WHAT TO DO
Which lines hold the word "page"? Show each of them.

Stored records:
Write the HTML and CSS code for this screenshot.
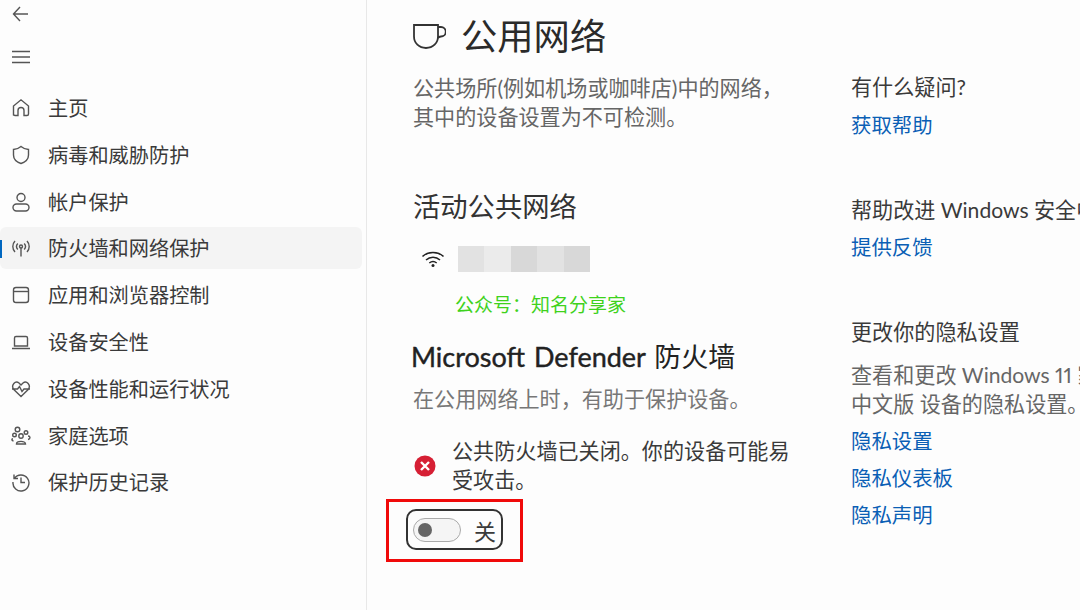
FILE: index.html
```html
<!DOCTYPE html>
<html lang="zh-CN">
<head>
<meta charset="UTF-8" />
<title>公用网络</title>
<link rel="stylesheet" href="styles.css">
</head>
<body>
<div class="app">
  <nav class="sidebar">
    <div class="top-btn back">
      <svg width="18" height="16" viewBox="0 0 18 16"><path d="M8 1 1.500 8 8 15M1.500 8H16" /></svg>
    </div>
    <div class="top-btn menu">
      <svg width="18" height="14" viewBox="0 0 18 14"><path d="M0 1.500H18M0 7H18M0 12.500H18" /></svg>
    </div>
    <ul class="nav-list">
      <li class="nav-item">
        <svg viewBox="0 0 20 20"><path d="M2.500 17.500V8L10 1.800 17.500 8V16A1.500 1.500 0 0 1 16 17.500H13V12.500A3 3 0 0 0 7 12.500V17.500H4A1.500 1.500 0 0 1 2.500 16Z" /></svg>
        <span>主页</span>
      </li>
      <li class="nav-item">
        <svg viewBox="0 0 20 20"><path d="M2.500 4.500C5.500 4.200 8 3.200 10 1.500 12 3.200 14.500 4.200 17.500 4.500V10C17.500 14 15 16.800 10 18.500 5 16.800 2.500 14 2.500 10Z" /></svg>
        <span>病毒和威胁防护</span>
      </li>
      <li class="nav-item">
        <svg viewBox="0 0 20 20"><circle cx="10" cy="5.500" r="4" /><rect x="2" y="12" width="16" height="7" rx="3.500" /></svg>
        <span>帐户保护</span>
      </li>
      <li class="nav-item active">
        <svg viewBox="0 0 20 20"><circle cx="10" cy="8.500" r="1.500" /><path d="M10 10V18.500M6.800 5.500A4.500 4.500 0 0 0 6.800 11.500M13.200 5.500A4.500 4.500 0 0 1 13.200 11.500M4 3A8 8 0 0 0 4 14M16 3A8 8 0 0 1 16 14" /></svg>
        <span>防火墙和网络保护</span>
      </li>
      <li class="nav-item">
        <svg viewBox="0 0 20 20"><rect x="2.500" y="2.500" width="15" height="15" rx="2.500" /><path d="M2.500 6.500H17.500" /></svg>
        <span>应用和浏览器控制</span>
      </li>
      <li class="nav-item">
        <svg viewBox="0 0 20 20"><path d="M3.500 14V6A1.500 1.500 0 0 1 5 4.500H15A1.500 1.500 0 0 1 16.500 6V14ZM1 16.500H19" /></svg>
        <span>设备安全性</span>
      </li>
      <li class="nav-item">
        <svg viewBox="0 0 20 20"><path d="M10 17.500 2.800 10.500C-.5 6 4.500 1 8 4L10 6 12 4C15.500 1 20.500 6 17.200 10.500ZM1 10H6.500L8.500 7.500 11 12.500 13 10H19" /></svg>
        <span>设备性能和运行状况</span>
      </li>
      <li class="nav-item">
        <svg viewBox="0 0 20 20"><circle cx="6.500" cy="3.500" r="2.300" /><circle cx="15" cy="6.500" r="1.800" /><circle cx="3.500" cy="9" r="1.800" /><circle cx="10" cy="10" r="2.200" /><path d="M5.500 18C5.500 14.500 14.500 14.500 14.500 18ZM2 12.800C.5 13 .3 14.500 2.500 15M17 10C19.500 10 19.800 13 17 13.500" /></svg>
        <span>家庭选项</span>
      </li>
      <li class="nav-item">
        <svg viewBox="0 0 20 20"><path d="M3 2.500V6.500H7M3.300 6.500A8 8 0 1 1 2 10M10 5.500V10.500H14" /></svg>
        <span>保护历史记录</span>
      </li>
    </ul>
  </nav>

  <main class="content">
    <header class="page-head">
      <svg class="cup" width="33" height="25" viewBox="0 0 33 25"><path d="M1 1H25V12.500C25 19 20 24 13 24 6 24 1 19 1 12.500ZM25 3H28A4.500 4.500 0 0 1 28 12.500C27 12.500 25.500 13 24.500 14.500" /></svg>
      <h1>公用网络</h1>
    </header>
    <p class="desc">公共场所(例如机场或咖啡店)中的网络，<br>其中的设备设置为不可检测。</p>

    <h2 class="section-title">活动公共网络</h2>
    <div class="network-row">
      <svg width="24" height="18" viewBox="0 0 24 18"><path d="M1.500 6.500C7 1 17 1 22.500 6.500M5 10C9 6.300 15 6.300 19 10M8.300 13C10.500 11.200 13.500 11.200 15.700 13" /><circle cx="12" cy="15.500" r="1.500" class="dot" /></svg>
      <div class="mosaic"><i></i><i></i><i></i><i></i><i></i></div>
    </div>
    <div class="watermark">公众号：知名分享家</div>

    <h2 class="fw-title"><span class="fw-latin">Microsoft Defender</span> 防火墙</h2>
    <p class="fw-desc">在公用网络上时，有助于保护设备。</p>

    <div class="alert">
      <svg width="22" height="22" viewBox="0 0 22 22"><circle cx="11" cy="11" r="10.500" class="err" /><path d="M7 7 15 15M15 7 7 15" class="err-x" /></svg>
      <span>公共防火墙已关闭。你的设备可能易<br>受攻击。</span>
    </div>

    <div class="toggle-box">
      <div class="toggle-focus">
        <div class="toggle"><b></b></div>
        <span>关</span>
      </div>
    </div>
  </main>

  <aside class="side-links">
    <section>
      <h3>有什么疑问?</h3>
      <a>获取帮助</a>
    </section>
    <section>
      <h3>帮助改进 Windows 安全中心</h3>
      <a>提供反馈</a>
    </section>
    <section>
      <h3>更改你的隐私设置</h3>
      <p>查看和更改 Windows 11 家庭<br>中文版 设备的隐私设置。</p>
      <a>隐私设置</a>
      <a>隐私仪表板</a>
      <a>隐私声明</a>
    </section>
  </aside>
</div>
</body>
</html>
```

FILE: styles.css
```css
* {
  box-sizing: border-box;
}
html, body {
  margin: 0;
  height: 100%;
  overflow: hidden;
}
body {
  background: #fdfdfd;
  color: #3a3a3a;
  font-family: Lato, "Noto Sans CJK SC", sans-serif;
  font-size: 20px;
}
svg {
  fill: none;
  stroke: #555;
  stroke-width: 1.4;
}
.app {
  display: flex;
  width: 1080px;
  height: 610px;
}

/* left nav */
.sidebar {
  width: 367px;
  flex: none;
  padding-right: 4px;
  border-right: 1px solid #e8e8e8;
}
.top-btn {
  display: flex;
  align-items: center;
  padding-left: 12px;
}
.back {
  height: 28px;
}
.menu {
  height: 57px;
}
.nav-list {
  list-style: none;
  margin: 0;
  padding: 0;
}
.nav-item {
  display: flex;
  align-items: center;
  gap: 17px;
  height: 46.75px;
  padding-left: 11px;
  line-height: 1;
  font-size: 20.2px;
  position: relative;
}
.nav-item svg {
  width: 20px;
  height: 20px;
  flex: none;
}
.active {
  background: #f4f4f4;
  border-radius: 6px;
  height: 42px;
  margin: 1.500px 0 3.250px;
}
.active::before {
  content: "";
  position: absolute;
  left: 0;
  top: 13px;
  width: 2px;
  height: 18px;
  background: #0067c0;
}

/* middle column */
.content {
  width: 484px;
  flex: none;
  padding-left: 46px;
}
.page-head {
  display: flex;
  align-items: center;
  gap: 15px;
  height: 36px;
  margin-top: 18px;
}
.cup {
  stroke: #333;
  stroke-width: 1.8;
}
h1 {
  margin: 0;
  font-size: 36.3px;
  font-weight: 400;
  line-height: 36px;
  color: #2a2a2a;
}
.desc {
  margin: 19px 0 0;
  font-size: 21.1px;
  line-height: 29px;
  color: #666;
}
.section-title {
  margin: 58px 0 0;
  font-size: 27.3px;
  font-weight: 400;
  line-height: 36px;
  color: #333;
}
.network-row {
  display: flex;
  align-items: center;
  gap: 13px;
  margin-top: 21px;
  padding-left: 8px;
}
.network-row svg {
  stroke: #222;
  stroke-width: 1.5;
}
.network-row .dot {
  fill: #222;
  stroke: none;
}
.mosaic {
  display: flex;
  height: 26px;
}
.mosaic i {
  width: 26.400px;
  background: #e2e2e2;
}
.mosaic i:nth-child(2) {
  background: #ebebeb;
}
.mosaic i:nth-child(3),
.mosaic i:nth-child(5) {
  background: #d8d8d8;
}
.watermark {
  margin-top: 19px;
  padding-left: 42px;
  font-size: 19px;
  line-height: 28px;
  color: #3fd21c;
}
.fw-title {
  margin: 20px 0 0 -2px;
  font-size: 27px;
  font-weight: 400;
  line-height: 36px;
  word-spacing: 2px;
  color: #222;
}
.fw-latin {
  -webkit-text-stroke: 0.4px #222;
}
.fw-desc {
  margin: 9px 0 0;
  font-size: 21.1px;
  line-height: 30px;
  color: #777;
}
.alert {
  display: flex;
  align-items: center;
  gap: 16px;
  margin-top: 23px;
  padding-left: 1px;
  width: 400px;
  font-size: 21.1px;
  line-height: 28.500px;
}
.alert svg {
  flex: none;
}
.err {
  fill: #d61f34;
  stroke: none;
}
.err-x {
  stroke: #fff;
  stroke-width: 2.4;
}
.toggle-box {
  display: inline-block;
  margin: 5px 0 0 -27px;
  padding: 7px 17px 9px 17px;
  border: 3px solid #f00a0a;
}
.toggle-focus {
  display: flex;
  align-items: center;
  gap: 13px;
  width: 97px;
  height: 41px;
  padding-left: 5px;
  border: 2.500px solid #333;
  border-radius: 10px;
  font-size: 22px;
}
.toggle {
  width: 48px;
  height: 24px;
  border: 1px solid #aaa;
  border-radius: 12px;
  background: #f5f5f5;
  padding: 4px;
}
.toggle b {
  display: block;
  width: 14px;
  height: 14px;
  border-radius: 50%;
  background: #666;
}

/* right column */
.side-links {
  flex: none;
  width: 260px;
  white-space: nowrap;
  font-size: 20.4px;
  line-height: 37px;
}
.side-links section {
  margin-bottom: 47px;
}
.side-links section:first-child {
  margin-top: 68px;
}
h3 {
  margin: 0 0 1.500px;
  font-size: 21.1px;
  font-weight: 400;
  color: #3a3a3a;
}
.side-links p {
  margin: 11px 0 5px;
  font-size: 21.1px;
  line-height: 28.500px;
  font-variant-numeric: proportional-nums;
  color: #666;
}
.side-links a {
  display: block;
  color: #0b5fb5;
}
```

---

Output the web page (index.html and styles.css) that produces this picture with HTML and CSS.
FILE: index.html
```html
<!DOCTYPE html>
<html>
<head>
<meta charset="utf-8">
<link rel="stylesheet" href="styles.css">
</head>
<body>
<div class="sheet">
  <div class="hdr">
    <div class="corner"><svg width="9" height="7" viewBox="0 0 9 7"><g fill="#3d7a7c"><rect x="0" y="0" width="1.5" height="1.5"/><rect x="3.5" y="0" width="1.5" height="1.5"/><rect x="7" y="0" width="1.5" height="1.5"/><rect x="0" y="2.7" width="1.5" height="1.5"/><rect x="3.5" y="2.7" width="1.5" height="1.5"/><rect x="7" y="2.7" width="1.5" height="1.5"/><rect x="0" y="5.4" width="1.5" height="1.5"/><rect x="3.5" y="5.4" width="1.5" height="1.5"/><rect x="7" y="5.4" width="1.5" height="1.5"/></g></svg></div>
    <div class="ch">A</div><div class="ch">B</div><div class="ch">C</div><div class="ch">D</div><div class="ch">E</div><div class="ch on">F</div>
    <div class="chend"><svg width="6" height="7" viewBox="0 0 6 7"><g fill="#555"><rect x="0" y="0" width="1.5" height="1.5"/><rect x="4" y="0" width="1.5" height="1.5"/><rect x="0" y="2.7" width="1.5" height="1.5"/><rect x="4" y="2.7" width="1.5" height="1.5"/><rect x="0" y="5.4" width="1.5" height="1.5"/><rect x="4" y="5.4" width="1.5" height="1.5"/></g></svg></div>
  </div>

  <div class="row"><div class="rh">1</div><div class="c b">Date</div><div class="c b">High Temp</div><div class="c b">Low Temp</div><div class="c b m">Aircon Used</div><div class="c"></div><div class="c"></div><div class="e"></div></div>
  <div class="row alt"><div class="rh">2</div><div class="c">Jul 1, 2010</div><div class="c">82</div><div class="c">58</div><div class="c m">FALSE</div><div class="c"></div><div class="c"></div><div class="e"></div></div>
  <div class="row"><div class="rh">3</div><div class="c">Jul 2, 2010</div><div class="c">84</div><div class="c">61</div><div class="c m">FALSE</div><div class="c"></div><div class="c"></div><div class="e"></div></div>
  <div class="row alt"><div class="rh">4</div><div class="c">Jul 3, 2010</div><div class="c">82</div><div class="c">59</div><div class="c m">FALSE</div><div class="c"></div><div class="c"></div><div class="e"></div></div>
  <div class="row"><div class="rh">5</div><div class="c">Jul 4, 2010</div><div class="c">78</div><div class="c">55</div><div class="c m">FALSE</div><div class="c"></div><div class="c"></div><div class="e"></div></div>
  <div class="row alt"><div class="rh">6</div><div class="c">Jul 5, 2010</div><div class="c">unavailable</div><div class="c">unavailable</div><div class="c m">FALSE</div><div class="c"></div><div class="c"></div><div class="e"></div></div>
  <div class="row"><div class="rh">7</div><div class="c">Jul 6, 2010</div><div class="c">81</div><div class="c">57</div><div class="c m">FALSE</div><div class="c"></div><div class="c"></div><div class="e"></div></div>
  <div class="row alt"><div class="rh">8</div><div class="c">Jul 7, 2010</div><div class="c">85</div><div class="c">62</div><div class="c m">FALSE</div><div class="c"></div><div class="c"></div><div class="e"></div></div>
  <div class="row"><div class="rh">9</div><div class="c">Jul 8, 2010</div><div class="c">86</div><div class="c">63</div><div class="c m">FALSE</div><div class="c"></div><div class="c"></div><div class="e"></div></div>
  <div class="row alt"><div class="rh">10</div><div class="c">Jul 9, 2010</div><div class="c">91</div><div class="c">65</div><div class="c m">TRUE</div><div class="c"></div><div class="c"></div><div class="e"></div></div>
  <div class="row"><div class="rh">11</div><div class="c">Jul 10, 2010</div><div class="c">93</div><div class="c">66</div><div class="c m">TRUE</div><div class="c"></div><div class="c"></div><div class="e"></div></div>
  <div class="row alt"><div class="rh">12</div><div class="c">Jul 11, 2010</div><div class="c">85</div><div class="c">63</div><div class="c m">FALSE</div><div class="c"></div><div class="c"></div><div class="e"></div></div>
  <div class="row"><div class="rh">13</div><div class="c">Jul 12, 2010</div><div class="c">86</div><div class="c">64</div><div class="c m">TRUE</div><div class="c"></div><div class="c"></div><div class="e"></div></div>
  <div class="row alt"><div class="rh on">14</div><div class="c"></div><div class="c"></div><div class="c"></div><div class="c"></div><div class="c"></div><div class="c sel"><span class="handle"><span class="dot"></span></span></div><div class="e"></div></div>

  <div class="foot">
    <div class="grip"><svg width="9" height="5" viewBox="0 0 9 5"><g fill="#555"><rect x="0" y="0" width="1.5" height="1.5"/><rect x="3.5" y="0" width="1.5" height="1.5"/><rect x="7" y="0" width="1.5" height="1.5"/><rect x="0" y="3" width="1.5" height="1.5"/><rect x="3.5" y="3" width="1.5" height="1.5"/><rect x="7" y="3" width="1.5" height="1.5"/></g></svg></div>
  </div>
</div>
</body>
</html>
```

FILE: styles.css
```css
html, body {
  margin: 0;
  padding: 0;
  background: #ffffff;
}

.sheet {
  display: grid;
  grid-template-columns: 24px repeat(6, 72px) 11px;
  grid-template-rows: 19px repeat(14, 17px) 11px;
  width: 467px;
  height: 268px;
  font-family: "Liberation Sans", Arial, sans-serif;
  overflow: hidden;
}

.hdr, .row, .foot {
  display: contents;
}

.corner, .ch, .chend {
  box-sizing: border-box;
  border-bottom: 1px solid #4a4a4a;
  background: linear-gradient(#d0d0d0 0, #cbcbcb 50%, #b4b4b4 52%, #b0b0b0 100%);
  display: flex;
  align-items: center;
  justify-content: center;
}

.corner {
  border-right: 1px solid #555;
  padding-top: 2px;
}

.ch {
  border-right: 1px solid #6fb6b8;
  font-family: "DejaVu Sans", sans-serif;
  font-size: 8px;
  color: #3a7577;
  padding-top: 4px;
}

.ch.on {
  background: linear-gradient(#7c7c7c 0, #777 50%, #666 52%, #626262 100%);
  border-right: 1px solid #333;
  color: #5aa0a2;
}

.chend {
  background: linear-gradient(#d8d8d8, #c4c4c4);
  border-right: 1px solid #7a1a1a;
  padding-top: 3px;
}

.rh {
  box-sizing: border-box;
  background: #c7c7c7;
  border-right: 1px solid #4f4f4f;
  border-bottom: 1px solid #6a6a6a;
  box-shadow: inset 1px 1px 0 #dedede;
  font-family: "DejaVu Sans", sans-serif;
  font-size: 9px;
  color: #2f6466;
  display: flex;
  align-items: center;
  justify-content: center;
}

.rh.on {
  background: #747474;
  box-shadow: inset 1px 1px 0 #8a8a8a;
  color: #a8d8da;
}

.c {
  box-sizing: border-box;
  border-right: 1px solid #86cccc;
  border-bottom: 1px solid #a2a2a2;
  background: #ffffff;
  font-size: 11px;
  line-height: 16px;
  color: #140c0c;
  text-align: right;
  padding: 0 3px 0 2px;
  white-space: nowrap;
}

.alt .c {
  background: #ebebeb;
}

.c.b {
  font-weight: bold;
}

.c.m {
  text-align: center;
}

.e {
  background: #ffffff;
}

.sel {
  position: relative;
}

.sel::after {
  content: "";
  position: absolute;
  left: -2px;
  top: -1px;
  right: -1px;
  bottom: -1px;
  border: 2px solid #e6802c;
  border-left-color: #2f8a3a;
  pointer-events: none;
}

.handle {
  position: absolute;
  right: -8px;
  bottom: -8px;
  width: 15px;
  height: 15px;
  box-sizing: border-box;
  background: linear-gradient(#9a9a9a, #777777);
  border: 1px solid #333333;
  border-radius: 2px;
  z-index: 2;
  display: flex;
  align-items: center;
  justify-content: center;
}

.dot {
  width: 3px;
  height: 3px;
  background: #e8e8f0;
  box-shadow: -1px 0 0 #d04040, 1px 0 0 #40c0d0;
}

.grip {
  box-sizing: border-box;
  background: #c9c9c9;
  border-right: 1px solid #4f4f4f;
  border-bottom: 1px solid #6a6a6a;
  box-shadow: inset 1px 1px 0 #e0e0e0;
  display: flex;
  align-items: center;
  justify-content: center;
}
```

PROBLEM SOLUTION
    <header class="page-head">
.page-head {
Output the web page (index.html and styles.css) that produces this picture with HTML and CSS.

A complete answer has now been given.